Richard secretly married Anne Mortimer early in 1408, Anne was the eldest daughter of Roger Mortimer, 4th Earl of March, and Eleanor Holland. Anne's father, Roger Mortimer Earl of March had been the heir presumptive of King Richard II. The marriage produced three children:-

(1) Isabel of York (1409 - 2 October 1484), married (1) Sir Thomas Grey, son of Sir Thomas Grey (c.1385-1415) of Heaton in Norham, Northumberland, and his wife, Alice Neville, by whom she had one son.

(2) Henry Bourchier, 1st Earl of Essex, by whom she had seven sons, William, Sir Henry, Humphrey Bourchier (d.1471), John Bourchier, Lord Ferrers of Groby (d.1495), Sir Thomas, Edward and Fulk, and one daughter, Isabel.

(2) Henry of York (died in infancy)

(3) Richard of York, 3rd Duke of York (21 September 1411 - 30 December 1460), who married Cecily Neville, youngest daughter of Ralph Neville, 1st Earl of Westmorland and Joan Beaufort, by whom he had twelve children, Anne of York, Duchess of Exeter; Henry; King Edward IV; Edmund, Earl of Rutland; Elizabeth of York, Duchess of Suffolk; Margaret of York, Duchess of Burgundy; William; John; George, Duke of Clarence; Thomas; King Richard III; and Ursula.

Anne Mortimer died on 21 September 1411 soon after the birth of her last child, Richard. . She was buried at Kings Langley, Hertfordshire, once the site of Kings Langley Palace, perhaps in the church which houses the tombs of her husband's father, Edmund of Langley, 1st Duke of York, and his first wife, Isabel of Castile. A skeleton thought to be that of Anne Mortimer was exhumed from the Duke of York's tomb at All Saint's, was examined by Professor George Rolleston on November 22, 1877, he reported:-

'In a leaden coffin was the skeleton of a woman about thirty years of age, a little over, probably, rather than under that age, with some auburn hair still remaining, though detached from the skull. The wisdom tooth was absent in the lower jaw on the left, and one pre-molar was absent on the right side. She was between 5 foot 3 and 5 foot 5 in height.'

Richard, Duke of YorkRichard, Duke of York

Cambridge remarried to Maud Clifford, the divorced wife of John Neville, 6th Baron Latimer, and daughter of Thomas de Clifford, 6th Baron de Clifford.

Henry V, who succeeded his father in 1413, created Richard Earl of Cambridge, a title formerly possessed by his father, on 1 May 1414.

Richard of Conisburgh was discovered to be involved in a conspiracy with Henry Scrope, 3rd Baron Scrope of Masham, and Sir Thomas Grey to depose and murder Henry and his brothers, and place Richard's brother-in-law, Edmund Mortimer, 5th Earl of March, on the throne. The plot was to come into effect after the king departed for France. Mortimer himself revealed details of the plot to the King and served on the commission which condemned Cambridge to death.

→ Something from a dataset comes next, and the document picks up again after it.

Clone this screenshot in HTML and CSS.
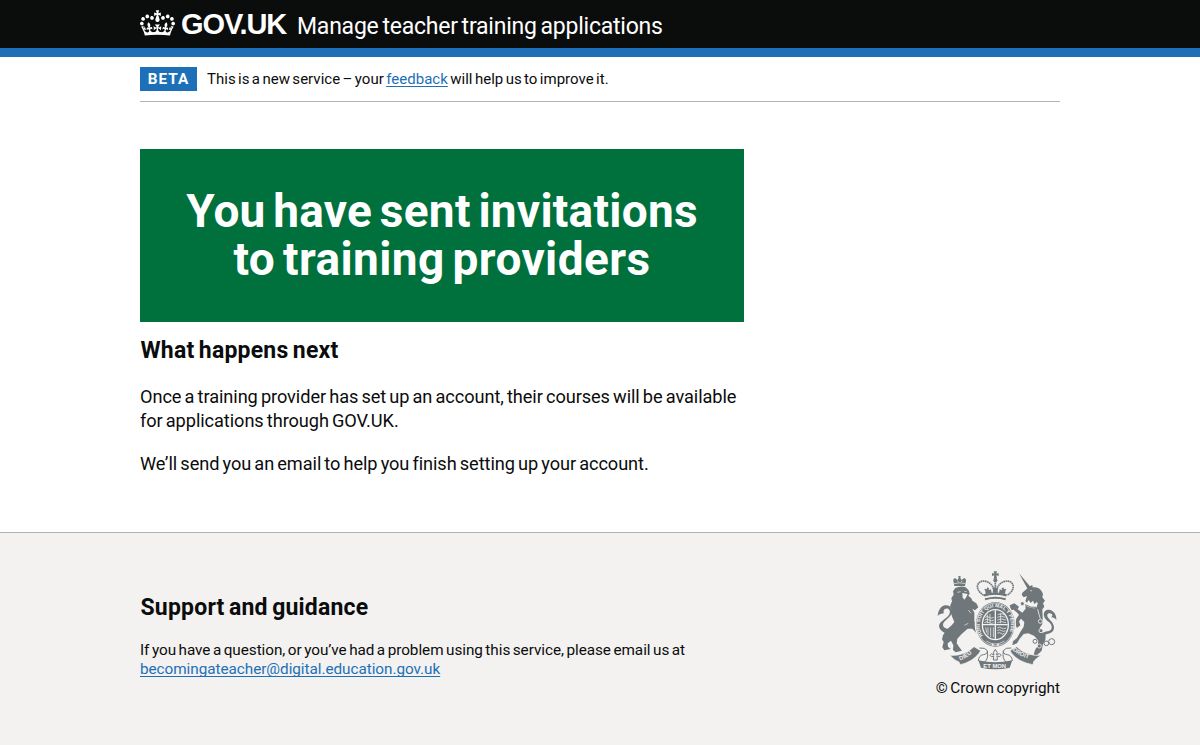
FILE: index.html
```html
<!DOCTYPE html>
<html lang="en">
<head>
<meta charset="utf-8">
<title>Manage teacher training applications</title>
<link rel="stylesheet" href="styles.css">
</head>
<body>
<header class="header">
  <div class="container header-row">
    <svg class="crown" viewBox="0 0 132 97" aria-hidden="true"><path fill="#fff" fill-rule="evenodd" d="M25 30.2c3.5 1.5 7.7-.2 9.1-3.7 1.5-3.6-.2-7.8-3.9-9.2-3.6-1.4-7.6.3-9.1 3.9-1.4 3.5.3 7.5 3.9 9zM9 39.5c3.6 1.5 7.8-.2 9.2-3.7 1.5-3.6-.2-7.8-3.9-9.1-3.6-1.5-7.6.2-9.1 3.8-1.4 3.5.3 7.5 3.8 9zM4.4 57.2c3.5 1.5 7.7-.2 9.1-3.8 1.5-3.6-.2-7.7-3.9-9.1-3.5-1.5-7.6.3-9.1 3.8-1.4 3.5.3 7.6 3.9 9.1zm38.3-21.4c3.5 1.5 7.7-.2 9.1-3.8 1.5-3.6-.2-7.7-3.9-9.1-3.6-1.5-7.6.3-9.1 3.8-1.3 3.6.4 7.7 3.9 9.1zm64.4-5.6c-3.6 1.5-7.8-.2-9.1-3.7-1.5-3.6.2-7.8 3.8-9.2 3.6-1.4 7.7.3 9.2 3.9 1.3 3.5-.4 7.5-3.9 9zm15.9 9.3c-3.6 1.5-7.7-.2-9.1-3.7-1.5-3.6.2-7.8 3.7-9.1 3.6-1.5 7.7.2 9.2 3.8 1.5 3.5-.3 7.5-3.8 9zm4.7 17.7c-3.6 1.5-7.8-.2-9.2-3.8-1.5-3.6.2-7.7 3.9-9.1 3.6-1.5 7.7.3 9.2 3.8 1.3 3.5-.4 7.6-3.9 9.1zM89.3 35.8c-3.6 1.5-7.8-.2-9.2-3.8-1.4-3.6.2-7.7 3.9-9.1 3.6-1.5 7.7.3 9.2 3.8 1.4 3.6-.3 7.7-3.9 9.1zM69.7 17.7l8.9 4.7V9.3l-8.9 2.8c-.2-.3-.5-.6-.9-.9L72.4 0H59.6l3.5 11.2c-.3.3-.6.5-.9.9l-8.8-2.8v13.1l8.8-4.7c.3.3.6.7.9.9l-5 15.4v.1c-.2.8-.4 1.6-.4 2.4 0 4.1 3.1 7.5 7 8.1h.2c.3 0 .7.1 1 .1.4 0 .7 0 1-.1h.2c4-.6 7.1-4.1 7.1-8.1 0-.8-.1-1.7-.4-2.4V34l-5.1-15.4c.4-.2.7-.6 1-.9zM66 92.8c16.9 0 32.8 1.1 47.1 3.2 4-16.9 8.9-26.7 14-33.5l-9.6-3.4c1 4.9 1.1 7.2 0 10.2-1.5-1.4-3-4.3-4.2-8.7L108.6 76c2.8-2 5-3.2 7.5-3.3-4.4 9.4-10 11.9-13.6 11.2-4.3-.8-6.3-4.6-5.6-7.9 1-4.7 5.7-5.9 8-.5 4.3-8.7-3-11.4-7.6-8.8 7.1-7.2 7.9-13.5 2.1-21.1-8 6.1-8.1 12.3-4.5 20.8-4.7-5.4-12.1-2.5-9.5 6.2 3.4-5.2 7.9-2 7.2 3.1-.6 4.3-6.4 7.8-13.5 7.2-10.3-.9-10.9-8-11.2-13.8 2.5-.5 7.1 1.8 11 7.3L80.2 60c-4.1 4.4-8 5.3-12.3 5.4 1.4-4.4 8-11.6 8-11.6H55.5s6.4 7.2 7.9 11.6c-4.2-.1-8-1-12.3-5.4l1.4 16.4c3.9-5.5 8.5-7.7 10.9-7.3-.3 5.8-.9 12.8-11.1 13.8-7.2.6-12.9-2.9-13.5-7.2-.7-5 3.8-8.3 7.1-3.1 2.7-8.7-4.6-11.6-9.4-6.2 3.7-8.5 3.6-14.7-4.6-20.8-5.8 7.6-5 13.9 2.2 21.1-4.7-2.6-11.9.1-7.7 8.8 2.3-5.5 7.1-4.2 8.1.5.7 3.3-1.3 7.1-5.7 7.9-3.5.7-9-1.8-13.5-11.2 2.5.1 4.7 1.3 7.5 3.3l-4.7-15.4c-1.2 4.4-2.7 7.2-4.3 8.7-1.1-3-.9-5.3 0-10.2l-9.5 3.4c5 6.9 9.9 16.7 14 33.5 14.8-2.1 30.8-3.2 47.7-3.2z"/></svg>
    <span class="logotype">GOV.UK</span>
    <span class="service">Manage teacher training applications</span>
  </div>
</header>
<div class="container">
  <div class="phase">
    <strong class="tag">BETA</strong>
    <span class="phase-text">This is a new service – your <a class="link" href="#">feedback</a> will help us to improve it.</span>
  </div>
  <main class="main">
    <div class="panel"><h1 class="panel-title"><span class="line line-a">You have sent invitations</span><span class="line line-b">to training providers</span></h1></div>
    <h2 class="heading next">What happens next</h2>
    <p class="body"><span class="line body-a">Once a training provider has set up an account, their courses will be available</span><span class="line body-b">for applications through GOV.UK.</span></p>
    <p class="body"><span class="line body-c">We’ll send you an email to help you finish setting up your account.</span></p>
  </main>
</div>
<footer class="footer">
  <div class="container footer-row">
    <div class="support">
      <h2 class="heading guide">Support and guidance</h2>
      <p class="small"><span class="line small-a">If you have a question, or you’ve had a problem using this service, please email us at</span><a class="link line small-b" href="#">becomingateacher@digital.education.gov.uk</a></p>
    </div>
    <div class="copyright">
      <svg class="arms" viewBox="36 33 360 297" fill="#6f777b" aria-hidden="true">
        <defs>
          <path id="motto" d="M174 227A47 53 0 1 1 248 227"/>
          <path id="dieu" d="M105 301Q132 292 155 268"/>
          <path id="droit" d="M263 270Q287 294 331 300"/>
        </defs>
        <!-- lion -->
        <path d="M88 78l-3-16c-1-7 5-10 10-4l2 3 4-8-1-5h7l-1 5 4 8 2-3c5-6 12-3 11 4l-3 16z"/>
        <path d="M87 71q17-5 34 0M97 62l4 5m11-5-4 5" fill="none" stroke="#f3f2f1" stroke-width="2"/>
        <path d="M91 84Q108 76 122 82L131 91 134 101 130 107 139 115 142 122 154 130 160 142 150 151 142 146 148 158 148 184 158 198 167 212 157 222 142 206 128 206 110 222 97 236 95 250 103 262 111 272 92 277 84 270 85 256 78 242 68 250 69 260 77 267 58 271 52 262 56 246 51 238 54 226 64 210 80 196 88 186 82 172 77 156 79 146 75 138 81 124 79 114 86 104 84 94Z"/>
        <path d="M88 222C64 227 44 213 42 199c0-16 23-21 31-36 5-12-2-19-11-17-7 2-8 9-5 14-8 0-14 3-19 8 2-16 8-29 22-32 14-2 23 8 21 21-3 17-27 25-27 37 0 11 17 15 34 12z"/>
        <path d="M112 99l16 3-4 9-6 8-5-7z" fill="#f3f2f1"/>
        <path d="M97 97l10-2m11 0 7-1M130 150l8 10m-20 36 12-6" fill="none" stroke="#f3f2f1" stroke-width="2"/>
        <!-- unicorn -->
        <path d="M282 40l34 40-8 7z"/>
        <path d="M290 104L292 98 304 88 314 79 322 75 323 82Q342 80 350 94L354 102 352 112 360 122 354 130 358 140 352 148 353 176 352 192 344 204 350 216 362 226 361 240 354 252 350 272 336 286 326 284 330 270 338 258 340 242 328 228 310 220 296 222 284 236 276 250 262 256 264 244 276 234 286 216 296 200 298 186 288 176 282 184 286 196 276 204 270 192 274 176 282 164 274 156 264 148 264 136 276 146 292 158 302 146 300 126 306 108 296 112Z"/>
        <path d="M258 150l-4-14 14-6 14 10-4 8-12-8-2 10z"/>
        <circle cx="318" cy="92" r="2" fill="#f3f2f1"/>
        <path d="M300 122l6 6 5-8 6 9 7-7 4 10 8-6 2 4-3 13q-18 6-37-9z" fill="#f3f2f1"/><path d="M301 134q16 11 34 8" fill="none" stroke="#6f777b" stroke-width="3"/>
        <path d="M350 222c10-12 27-4 30-18 3-17-20-20-23-36-3-14 7-22 19-18 11 4 19 15 18 30-4-5-8-8-15-8l3-5c1-8-12-10-15-3-3 12 22 20 20 41-2 20-26 14-35 25z"/>
        <g fill="none" stroke="#6f777b" stroke-width="3"><circle cx="330" cy="244" r="6"/><circle cx="364" cy="250" r="7"/><circle cx="380" cy="245" r="9"/></g>
        <g fill="#6f777b" stroke="#f3f2f1" stroke-width="2.5"><circle cx="346" cy="184" r="6"/><circle cx="348" cy="212" r="6"/><circle cx="343" cy="258" r="6"/><circle cx="292" cy="131" r="6"/><path d="M338 148q4 16 8 28" fill="none"/></g>
        <!-- royal crown -->
        <g fill="none" stroke="#6f777b"><path d="M176 106C144 86 158 58 182 64c17 4 24 18 29 34 5-16 12-30 29-34 24-6 38 22 6 42" stroke-width="5" stroke-dasharray="5 1.5"/><path d="M177 106q34-10 68 0" stroke-width="7"/><path d="M180 118q31-9 62 0" stroke-width="6"/><path d="M211 62v36" stroke-width="5" stroke-dasharray="5 1.5"/></g>
        <path d="M206 34h10l-2 7 7-2v9l-7-2 2 10h-10l2-10-7 2v-9l7 2z"/><circle cx="211" cy="61" r="6"/>
        <path d="M181 94l-3-8 7 2 2-6 5 3-1 6 7-3 2 11-18 4zM241 94l3-8-7 2-2-6-5 3 1 6-7-3-2 11 18 4zM204 90l-2-6 6 1 3-6 3 6 6-1-2 6 1 8h-16z"/>
        <!-- garter -->
        <ellipse cx="211" cy="193" rx="60" ry="69" stroke="#f3f2f1" stroke-width="4"/>
        <ellipse cx="211" cy="193" rx="56" ry="64" fill="none" stroke="#f3f2f1" stroke-width="2"/>
        <ellipse cx="211" cy="194" rx="41" ry="47" fill="#f3f2f1"/><ellipse cx="211" cy="194" rx="37" ry="43"/>
        <path d="M211 151v86M174 194h74" stroke="#f3f2f1" stroke-width="4"/>
        <path d="M181 172q6-5 12 0t13 0M179 180q7-5 14 0t14 0M178 188q7-5 14 0t14 0M217 204q7-5 13 0t13 0M217 212q7-5 13 0t12 0M217 220q6-5 11 0t10 0M218 164q12-6 20 0M217 172q12-6 24 0M217 180q12-6 26 0M217 188q12-6 26 0M182 202l3 16m4-16v24m8-24v29m8-29v30M187 164v26m8-28v28m32-30v30" fill="none" stroke="#f3f2f1" stroke-width="2.2"/>
        <text class="motto"><textPath href="#motto">HONI SOIT QUI MAL Y PENSE</textPath></text>
        <path d="M184 243q27 18 54 0" fill="none" stroke="#f3f2f1" stroke-width="2"/><circle cx="203" cy="254" r="3" fill="#f3f2f1"/><circle cx="219" cy="254" r="3" fill="#f3f2f1"/>
        <!-- ribbons -->
        <path d="M75 286q43 3 72-26l20 12-5 8q-20 26-56 34l-4-8-12-6q-8-6-15-14z" stroke="#f3f2f1" stroke-width="2"/>
        <path d="M347 286q-43 3-72-26l-20 12 5 8q20 26 64 34 0-10 8-16z" stroke="#f3f2f1" stroke-width="2"/>
        <path d="M160 301q50 12 102 0l-8 22q-43 10-86 0z"/>
        <g fill="none" stroke="#6f777b" stroke-width="3"><path d="M163 264q18-2 24 8 2 10-12 12-14 2-15 19M259 264q-18-2-24 8-2 10 12 12 14 2 15 19M187 274q4 22-8 32M235 274q-4 22 8 32"/></g>
        <path d="M211 268q-9 9-4 17-9-8-12 1 3 8 11 2l-1 12h12l-1-12q11 5 12-2-3-9-13-1 5-8-4-17z" fill="#f3f2f1" stroke="#6f777b" stroke-width="3"/>
        <text class="ribbon"><textPath href="#dieu">DIEU</textPath></text><text class="ribbon"><textPath href="#droit">DROIT</textPath></text><text class="ribbon" x="175" y="323">ET MON</text>
      </svg>
      <span class="line copy-text">© Crown copyright</span>
    </div>
  </div>
</footer>
</body>
</html>
```
FILE: styles.css
```css
* { box-sizing: border-box; }
body { margin: 0; background: #fff; color: #0b0c0c; font-family: Roboto, "Liberation Sans", sans-serif; }
h1, h2, p { margin: 0; }
.container { width: 920px; margin: 0 auto; }
.line { display: block; width: max-content; white-space: nowrap; }
.link { color: #1d70b8; text-decoration: underline; text-decoration-thickness: 1px; text-underline-offset: 2px; text-decoration-skip-ink: none; }

.header { height: 57px; background: #0b0c0c; border-bottom: 9px solid #1d70b8; color: #fff; }
.header-row { display: flex; height: 48px; }
.crown { width: 35px; height: 26px; margin: 10px 6px 0 0; }
.logotype { width: 116px; padding-top: 6px; font: 700 29px/36px "Liberation Sans", Arial, sans-serif; letter-spacing: -1.1px; }
.service { padding-top: 12px; font-size: 23px; line-height: 30px; white-space: nowrap; letter-spacing: -0.23px; word-spacing: -1.6px; }

.phase { display: flex; align-items: center; height: 45px; border-bottom: 1px solid #b1b4b6; }
.tag { width: 57px; height: 24px; margin-right: 10px; background: #1d70b8; color: #fff; font-size: 15.3px; line-height: 24px; text-align: center; letter-spacing: 1px; }
.phase-text { font-size: 15px; line-height: 20px; white-space: nowrap; word-spacing: -1.4px; letter-spacing: 0.03px; }

.main { height: 430px; padding-top: 47px; }
.panel { width: 604px; height: 173px; padding-top: 38px; background: #00703c; color: #fff; }
.panel-title { display: flex; flex-direction: column; align-items: center; font-size: 46px; line-height: 48px; letter-spacing: 0.25px; word-spacing: -4px; }
.line-b { letter-spacing: 0.4px; }
.heading { font-size: 23px; line-height: 29px; font-weight: 700; width: max-content; padding-left: 0.5px; word-spacing: -1.5px; letter-spacing: 0.2px; }
.next { margin: 14px 0 20px; }
.body { margin-bottom: 19px; font-size: 18.2px; line-height: 24px; word-spacing: -1.3px; letter-spacing: -0.072px; }

.footer { height: 213px; background: #f3f2f1; border-top: 1px solid #b1b4b6; }
.footer-row { display: flex; justify-content: space-between; }
.support { padding-top: 60px; }
.guide { margin-bottom: 19px; }
.small { font-size: 15.3px; line-height: 19px; word-spacing: -1.25px; letter-spacing: -0.045px; }
.copyright { display: flex; flex-direction: column; align-items: flex-end; padding-top: 38px; }
.arms { width: 120px; height: 99px; margin-right: 3px; }
.copy-text { margin-top: 8px; font-size: 15.3px; line-height: 20px; word-spacing: -1.2px; }
.motto { fill: #f3f2f1; font: 700 15px "Liberation Sans", sans-serif; letter-spacing: 0; }
.ribbon { fill: #f3f2f1; font: 700 17.5px "Liberation Sans", sans-serif; }
```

Before his death, Richard wrote two letters to the king. In the first he acknowledged his guilt, in the second, he begged for mercy. He was beheaded on 5 August 1415 and his head later impaled on a spike. He was buried in the chapel of God's House at Southampton.

Just over two months later his elder brother Edward, Duke of York was killed at the Battle of Agincourt on 25 October 1415, and was succeeded as Duke of York by Richard's four-year-old son, Richard Plantagenet. Richard's grandson Edward, Duke of York and Earl of March ascended the throne in 1461 as King Edward IV. In a parliament of 1461, Edward had the sentence which had been passed on Richard, Earl of Cambridge, annulled as 'irregular and unlawful'.